The challenge: Widespread clerical sexual abuse of children and the systematic institutional concealment of abuse by Church leaders, brought to broad public attention from the late 1990s onward.

Broader context: A global shift in attitudes to child welfare and safeguarding; greater willingness of survivors to speak publicly; investigative journalism (e.g., Boston Globe 2002); increased legal accountability for institutions; declining deference to religious authority in Western societies; changes in media environment.

Time period: Abuse occurred across decades (primarily 1950s–1990s); public crisis from late 1990s to present; ongoing royal commissions, trials, and institutional reform.

Sources: Internal—patterns of abuse by clergy; institutional decision by Church leadership to protect the institution rather than victims; inadequate formation and oversight structures. External—investigative journalism; survivor advocacy; legal proceedings; parliamentary and royal commission investigations.

Aspects involved:
- Social structures: The hierarchical authority structure enabled cover-up; the clerical culture created conditions of unaccountability
- Ethics: Core ethical teachings about the dignity of children were violated by those entrusted to uphold them; the Church’s ethical credibility was fundamentally damaged
- Beliefs: Theological beliefs about priestly authority and the sacred nature of the priesthood had been misused to silence victims and shield abusers
- Sacred texts: Scripture’s teachings on justice and protection of the vulnerable were invoked in calls for accountability
- Religious experience: Survivors described the profound destruction of their religious faith and capacity for experience of God

Stances and supporting responses:
- Initially (before public crisis): Stance of effective indifference/cover-up—internal handling of complaints, moving offending priests, non-disclosure agreements
- After public crisis: Shift toward engagement—Pope John Paul II acknowledged failures; Pope Benedict XVI met with survivors; Pope Francis issued formal apologies; established the Pontifical Commission for the Protection of Minors (2014); revised Canon Law to strengthen mandatory reporting; Vos estis lux mundi (2019) created new accountability mechanisms for bishops

Reasons and intended outcomes:
- Early responses aimed to protect institutional reputation and avoid legal liability
- Later responses aimed to restore credibility, address survivors’ needs, prevent recurrence, and demonstrate that the Church could hold itself accountable
- Theological motivation: The Gospel’s call to justice and truth required acknowledgement of wrongdoing

Influence on the challenge: Formal accountability structures, removal of abusers from ministry, and mandatory reporting policies have reduced (though not eliminated) the institutional dimension of the challenge; legal accountability continues through criminal proceedings

Influence on the tradition: Profound crisis of authority and credibility; significant membership losses in affected regions; changes to seminary formation; new governance structures; ongoing debate about celibacy and power within the Church

Influence on wider society: Contributed to broader cultural reckoning with institutional child abuse; influenced child protection legislation in multiple countries; strengthened survivor advocacy movements beyond the Church


Illustrative Model: Judaism and the Holocaust (Shoah)
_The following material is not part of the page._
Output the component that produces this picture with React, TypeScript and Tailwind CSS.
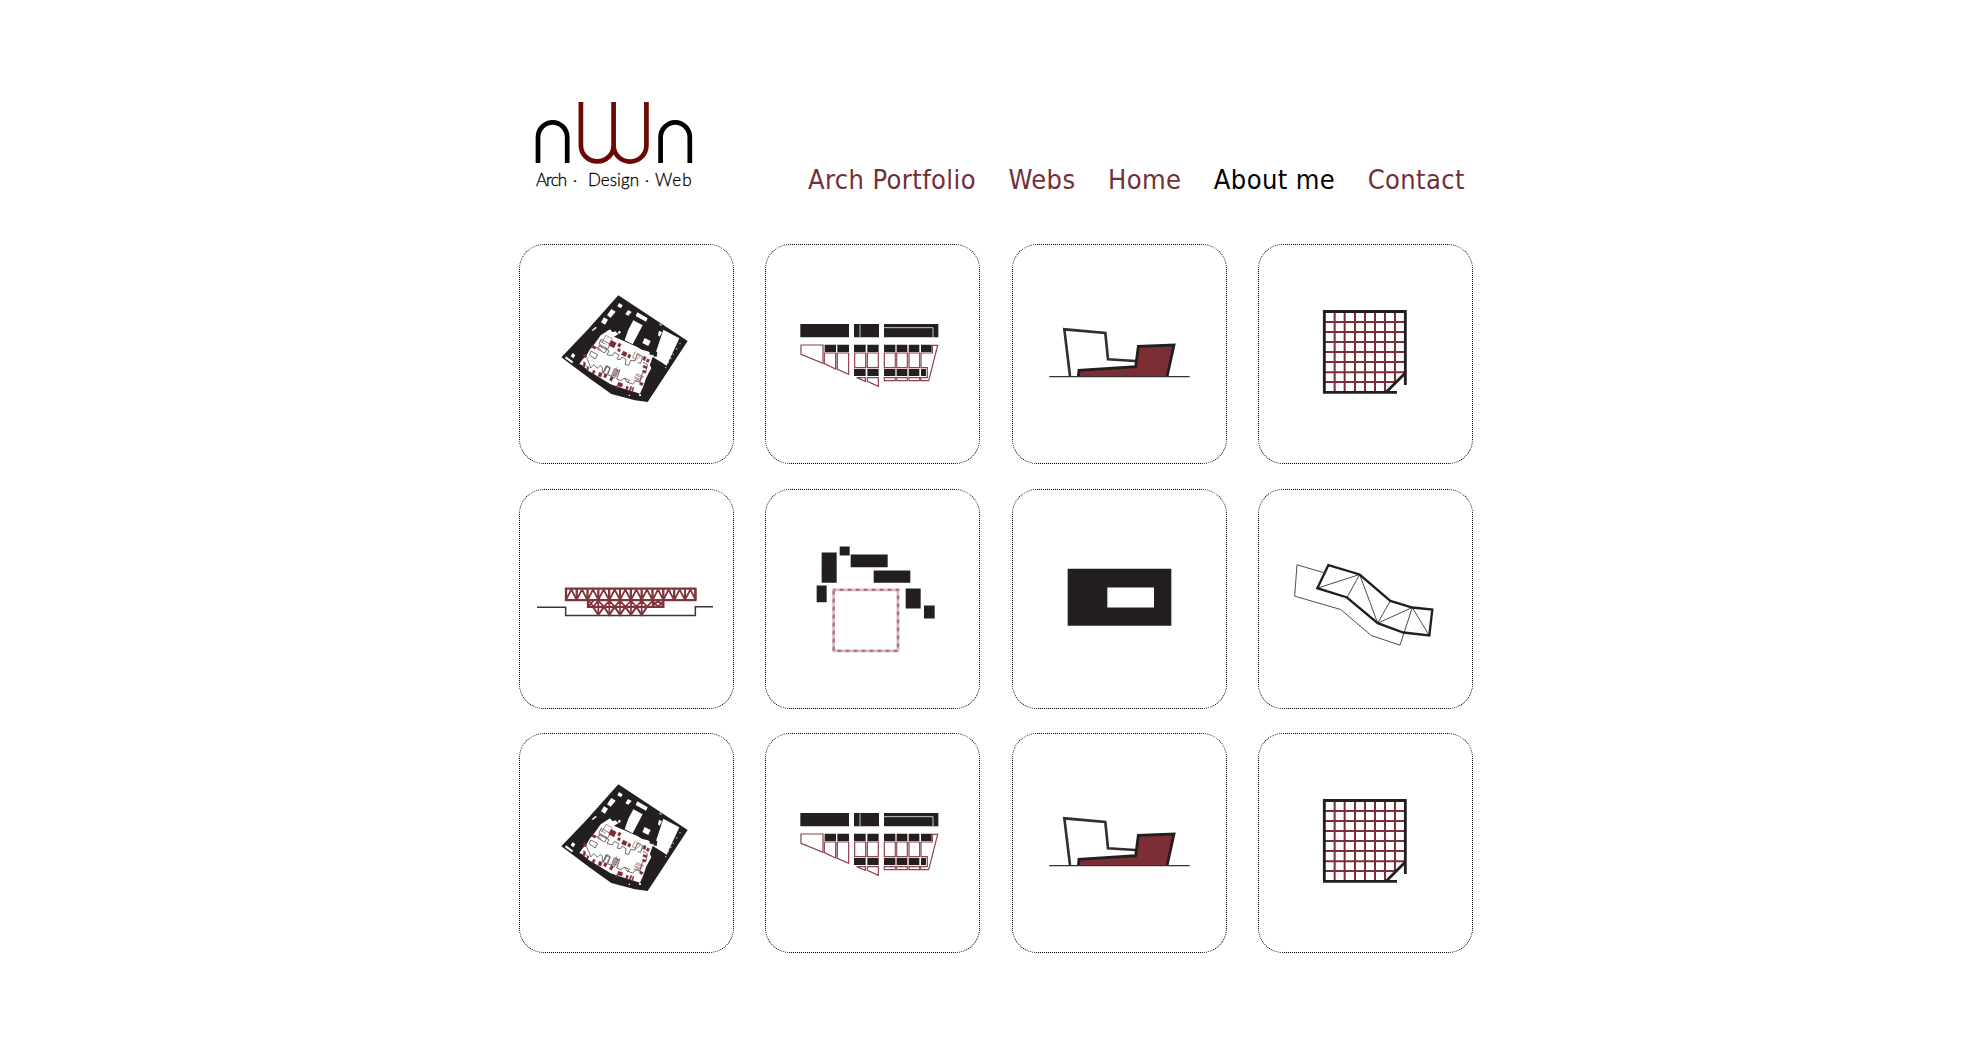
import type { ReactNode } from "react";

const INK = "#231f20";
const RED = "#7b2f35";

function Drawing({ x, y, label, children }: { x: number; y: number; label: string; children: ReactNode }) {
  return (
    <svg className="block h-full w-full" viewBox={`${x} ${y} 639 654`} role="img" aria-label={label} fill="none">
      {children}
    </svg>
  );
}

function FloorPlan() {
  return (
    <Drawing x={-90} y={-120} label="Floor plan">
      <path fill={INK} d="M205 31L413 168L293 351L255 346L184 327L120 281L34 217L110 137Z" />
      <g fill="#fff">
        {/* courtyard */}
        <path d="M180 133L188 142L196 139L205 148L192 155L262 186L275 194L293 199L310 207L314 213L304 230L300 240L305 248L297 262L288 280L280 304L270 326L256 322L236 316L205 306L182 298L140 272L116 258L95 239L88 238L98 222L112 207L120 193L131 180L142 165L152 151L166 142Z" />
        {/* rooms */}
        <path d="M250 106L278 121L248 178L224 166L235 134Z" />
        <path d="M340 134L388 160L350 242L312 219Z" />
        <path d="M207 54L218 61L213 70L202 64Z" />
        <path d="M234 75L245 81L235 92L226 88Z" />
        <path d="M262 82L293 100L288 110L257 93Z" />
        <path d="M184 72L197 80L182 98L171 91Z" />
        <path d="M162 97L174 104L165 119L153 112Z" />
        <path d="M284 159L302 168L295 183L277 174Z" />
        <path d="M68 204L76 211L70 220L62 214Z" />
        <path d="M48 214L70 230L66 235L45 220Z" />
        <path d="M125 136L137 125L140 129L128 138Z" />
        <path d="M327 137L336 142L329 155L324 151Z" />
        <path d="M207 137l6 3l-4 7l-6-3z" />
        <path d="M236 329h4v4h-4zM267 328h6v5h-6z" />
      </g>
      <path
        fill={INK}
        d="M310 195L322 202L320 216L310 213ZM300 200l10 4l-2 7l-10-3zM308 216L340 236L338 250L304 250L300 240Z"
      />
      <g fill="#aaa">
        <path d="M388 174h4v4h-4zM378 190h4v4h-4zM368 206h4v4h-4zM361 218h4v4h-4zM353 231h4v4h-4zM345 246h4v4h-4zM330 115l6 4l-3 4l-6-4z" />
      </g>
      <g stroke="#4d4849" strokeWidth="2.4">
        <path d="M166 190L177 198L171 209L187 212L193 202L207 210L201 222L211 224L216 216L228 224L226 239L236 241L242 226L255 228L262 206L278 215L272 235L263 233" />
        <path d="M110 220L118 236L122 249L131 239L142 250L151 241L158 249L156 263L163 260L168 244L180 251L173 269L184 274L193 271L201 255L209 258L200 282L214 287L223 279L231 291L248 297L259 287L269 290L277 265L288 260L292 239L279 232" />
        <path d="M153 163L181 178L173 192L147 177ZM149 182l21 12l-6 10l-20-11zM123 198l20 11l-7 13l-18-12zM169 242l12 6l-11 21l-11-6zM193 251l11 5l-11 23l-9-5zM225 280l13 6l-5 8" />
      </g>
      <g stroke="#a66a70" strokeWidth="2.4">
        <path d="M155 174L168 151L188 162M136 187L148 194M107 212l7 8M116 249L104 239M174 241l-10 18M256 200L247 218L254 222L268 207M260 205L272 211L260 224M201 247L190 270L199 274L210 252M258 266L282 275M252 275L274 284M250 285L270 292M278 221L290 227M96 225L111 211" />
        <path d="M141 187l13 8M144 181l14 8M150 169l18 9M256 270l23 9M254 280l18 7M198 250l-9 18" />
      </g>
      <g fill={RED} stroke={RED} strokeWidth="1">
        <path d="M183 165L199 174L192 189L176 181ZM207 174l7 4l-5 9l-7-4zM220 198l12 6l-6 11l-12-6zM236 207l7 4l-4 9l-7-4zM205 190l7 4l-3 7l-7-4z" />
        <path d="M127 180l12 6l-4 7l-11-6zM103 207l8 5l-5 7l-7-5zM282 213l7 4l-5 10l-6-3zM292 221l7 3l-4 9l-6-3zM281 241l11 4l-3 6l-11-4zM279 255l10 4l-3 6l-9-4zM271 291l9 4l-4 7l-8-4z" />
        <path d="M101 230l6 3l-3 14l-5-3zM112 245l5 2l-3 9l-5-2zM130 255l6 3l-4 10l-6-3zM148 261l9 5l-5 11l-8-4zM164 266l8 4l-5 9l-7-4zM183 275l7 3l-5 11l-7-4zM205 291l14 5l-4 11l-13-5zM229 303l7 3l-4 10l-5-2zM242 304l4 1l-5 14l-4-1zM249 306l3 1l-4 15l-4-1zM198 302l6 2l-2 5l-6-2z" />
      </g>
      <path stroke={RED} strokeWidth="1.5" d="M182 297l3 9M276 272L270 291" />
    </Drawing>
  );
}

function TerraceBlocks() {
  return (
    <Drawing x={-42} y={-195} label="Terrace blocks">
      <path fill={INK} d="M61 42H207V82H61ZM222 42H297V82H222ZM312 42H475V82H312Z" />
      <path stroke="#c9c7c7" strokeWidth="3" d="M240 43V82M312 53H459V82" />
      <g fill={INK}>
        <path d="M134 104H168V126H134ZM172 104H207V126H172ZM222 104H257V126H222ZM262 104H296V126H262ZM312 104H346V126H312ZM350 104H382V126H350ZM387 104H418V126H387ZM423 104H455V126H423Z" />
        <path d="M222 177H257V198H222ZM262 177H296V198H262ZM312 177H346V198H312ZM350 177H382V198H350ZM387 177H418V198H387ZM423 177H438V198H423Z" />
      </g>
      <g stroke="#8d434c" strokeWidth="3.6">
        <path d="M63 105H129V160L63 133Z" />
        <path d="M133 129H167V177L133 161Z" />
        <path d="M172 129H206V193L172 178Z" />
        <path d="M224 129H257V173H224ZM262 129H295V173H262ZM313 129H346V173H313ZM350 129H382V173H350ZM387 129H419V173H387Z" />
        <path d="M423 173V129H457V106H473L446 212H422V203H442V173Z" />
        <path d="M313 203H346V212H313ZM350 203H382V212H350ZM387 203H419V212H387ZM230 203H256V214ZM262 203H295V229L262 214Z" />
      </g>
      <path stroke="#b98389" strokeWidth="2" d="M131 104V160M169.500 129V177M348 104V212M385 104V212M421 129V173" />
    </Drawing>
  );
}

function HouseSection() {
  return (
    <Drawing x={-51} y={-195} label="House elevation">
      <path stroke="#303032" strokeWidth="8" d="M120 198L103 58L226 69L234 148L316 153" />
      <path fill={RED} stroke={INK} strokeWidth="8.500" d="M145 200L147 181L317 170L325 109L432 105L411 200" />
      <path stroke="#333" strokeWidth="4" d="M58 200H479" />
    </Drawing>
  );
}

function GridPlan() {
  return (
    <Drawing x={-123} y={-135} label="Grid plan">
      <path
        stroke={RED}
        strokeWidth="6"
        d="M104 64V306M134 64V306M165 64V306M195 64V306M225 64V306M255 64V306M285 64V276M73 96H316M73 126H316M73 156H316M73 186H316M73 216H316M73 247H314M73 276H285"
      />
      <path stroke={INK} strokeWidth="8.500" d="M316 285V64.500H73V307H291M315 250L259 306" />
    </Drawing>
  );
}

function TrussBridge() {
  const bays = [138, 170, 203, 235, 268, 300, 333, 365, 398, 430, 463, 495];
  return (
    <Drawing x={0} y={-241.500} label="Truss bridge">
      <path stroke="#3a3739" strokeWidth="4.500" d="M51 110.500H137V135H526V109H579" />
      <g stroke="#80343b" strokeWidth="7">
        <path d="M138 54.500H526V89H138ZM204 92V109H430V92" />
        {bays.map((b) => (
          <path key={b} strokeWidth="5.500" d={`M${b} 55V88L${b + 16} 57L${b + 32} 88V55`} />
        ))}
        <path strokeWidth="5" d="M206 91L220 108L235 91L252 108L268 91L284 108L300 91L316 108L333 91L349 108L365 91L381 108L398 91L414 108L430 91M206 107L220 91M398 107L414 91L430 107M235 90V133M268 90V133M300 90V133M333 90V133M365 90V133M398 90V109" />
        <path strokeWidth="6" d="M219 109L235 133L252 109L268 133L284 109L300 133L316 109L333 133L349 109L365 133L381 109" />
      </g>
    </Drawing>
  );
}

function SitePlan() {
  return (
    <Drawing x={-101} y={-121.500} label="Site plan">
      <path
        fill={INK}
        d="M66 66H111V157H66ZM120 48H150V75H120ZM153 72H264V110H153ZM222 120H332V157H222ZM51 165H81V215H51ZM318 174H363V234H318ZM373 225H405V264H373Z"
      />
      <rect x="102" y="178" width="193" height="183" stroke="#dcbcc2" strokeWidth="8.500" />
      <rect x="102" y="178" width="193" height="183" stroke="#a5757e" strokeWidth="7" strokeDasharray="11 13" strokeDashoffset="6" />
    </Drawing>
  );
}

function CourtyardBlock() {
  return (
    <Drawing x={-111} y={-181.500} label="Courtyard block">
      <path fill={INK} fillRule="evenodd" d="M53 55H364V226H53ZM172 111V171H312V111Z" />
    </Drawing>
  );
}

function FoldedRoof() {
  return (
    <Drawing x={-63} y={-181.500} label="Folded roof">
      <path stroke="#484546" strokeWidth="2.900" d="M130 66L51 43L44 137L182 177L274 255L360 284L397 171" />
      <path stroke="#484546" strokeWidth="2.900" d="M112 113L239 72L201 141M239 72L293 218L331 151M293 218L397 171L447 254" />
      <path stroke={INK} strokeWidth="7" d="M145 44L239 72L331 151L397 171L457 177L448 255L370 246L293 218L201 141L112 113Z" />
    </Drawing>
  );
}

function Logo() {
  return (
    <svg className="h-[100px] w-[180px]" viewBox="525 95 180 100" role="img" aria-label="nWn" fill="none">
      <g strokeWidth="4.700">
        <path stroke="#000" d="M538 163V137.500A14.600 15.200 0 0 1 567.200 137.500V163M660.600 163V137.500A14.600 15.200 0 0 1 689.800 137.500V163" />
        <path stroke="#6d0905" d="M580.900 102V145.500A16.350 16 0 0 0 613.600 145.500A16.350 16 0 0 0 646.400 145.500V102M613.600 102V147" />
      </g>
      <g fill="#000" stroke="#000" strokeWidth="0.300" className="font-['Lato'] text-[17px] font-light">
        <text x="536" y="186" textLength="31">Arch</text>
        <text x="573" y="186">·</text>
        <text x="588" y="186" textLength="51">Design</text>
        <text x="645" y="186">·</text>
        <text x="655" y="186" textLength="36.500">Web</text>
      </g>
    </svg>
  );
}

const links = ["Arch Portfolio", "Webs", "Home", "About me", "Contact"];

const projects = [
  FloorPlan, TerraceBlocks, HouseSection, GridPlan,
  TrussBridge, SitePlan, CourtyardBlock, FoldedRoof,
  FloorPlan, TerraceBlocks, HouseSection, GridPlan,
];

export default function App() {
  return (
    <div className="min-h-screen bg-white">
      <div className="mx-auto w-[964px] pl-[10px]">
        <header className="flex h-[244px] items-start justify-between pt-[95px] pr-[8px] pl-[6px]">
          <Logo />
          <nav className="mt-[67px] flex gap-[32.5px] font-['DejaVu_Sans_Condensed','DejaVu_Sans',sans-serif] text-[27px] leading-9 tracking-[0.4px] [font-stretch:condensed]">
            {links.map((name) => (
              <a key={name} href="#" className={name === "About me" ? "text-black" : "text-[#722f37]"}>
                {name}
              </a>
            ))}
          </nav>
        </header>
        <main className="grid w-[954px] grid-cols-[repeat(4,215px)] justify-between gap-y-[24.5px]">
          {projects.map((Project, i) => (
            <a key={i} href="#" className="block h-[220px] rounded-[25px] border border-dotted border-black">
              <Project />
            </a>
          ))}
        </main>
      </div>
    </div>
  );
}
Category: Theology (theodicy: God’s justice and the covenant); continued existence (physical survival of the Jewish people)

Challenge: The systematic genocide of six million Jews by Nazi Germany and its collaborators (1933–1945) raised the most profound questions Jewish theology has ever faced: Where was God? Can the covenant be maintained after Auschwitz? What does it mean to be Jewish after the Shoah?

Broader context: European antisemitism with roots in centuries of Christian anti-Judaism and modern racial nationalism; World War II; political failure of international community to intervene; post-war creation of the State of Israel.

Time period: 1933–1945 (the Shoah itself); post-war theological and communal responses from 1945 onward; ongoing.

Sources: External—Nazi genocide and collaborators. Internal (in terms of theological response)—Jewish theologians and communities wrestling with the meaning of the event from within their tradition.

Aspects involved: Beliefs (covenant, divine providence, chosenness); sacred texts (Torah, Psalms, Lamentations cited by survivors; new post-Shoah liturgy); social structures (destruction of entire European Jewish communities; post-war rebuilding).

Stances and responses: Varied:
- For engagement: Post-Shoah theology (Elie Wiesel, Emil Fackenheim, Richard Rubenstein); obligation to remember (Yom HaShoah—Holocaust Remembrance Day established 1959); commitment to the State of Israel as insurance against future genocide
- Fackenheim’s 614th commandment: Jews are forbidden to give Hitler posthumous victories—they must survive, remember, and transmit Jewish identity
- Wiesel: Maintained faith while wrestling openly with God’s apparent absence
- Rubenstein: Concluded that the traditional God of history could not survive Auschwitz; advocated a new post-traditional Jewish theology

Influence on tradition: Transformed Jewish theology; made Holocaust memory a central feature of Jewish identity and education; accelerated the Zionist movement and Israeli statehood; produced new liturgical forms and memorials.

Influence on wider society: Contributed to the development of international genocide law; influenced human rights discourse; shaped interfaith dialogue between Jews, Christians and others.


EXAM TIP: In the extended response, move systematically through the dimensions. You will not have time to address all nine in exhaustive detail—prioritise the stances/responses and their influences, as these are typically the focus of VCAA assessment.

COMMON MISTAKE: Students sometimes confuse the challenge itself with the response to it. Be precise: the challenge is what the tradition faces; the stance and supporting responses are what the tradition does in response.

APPLICATION: Prepare a one-page structured summary of your challenge using the nine dimensions above as headings. Practise writing extended responses from memory using this structure.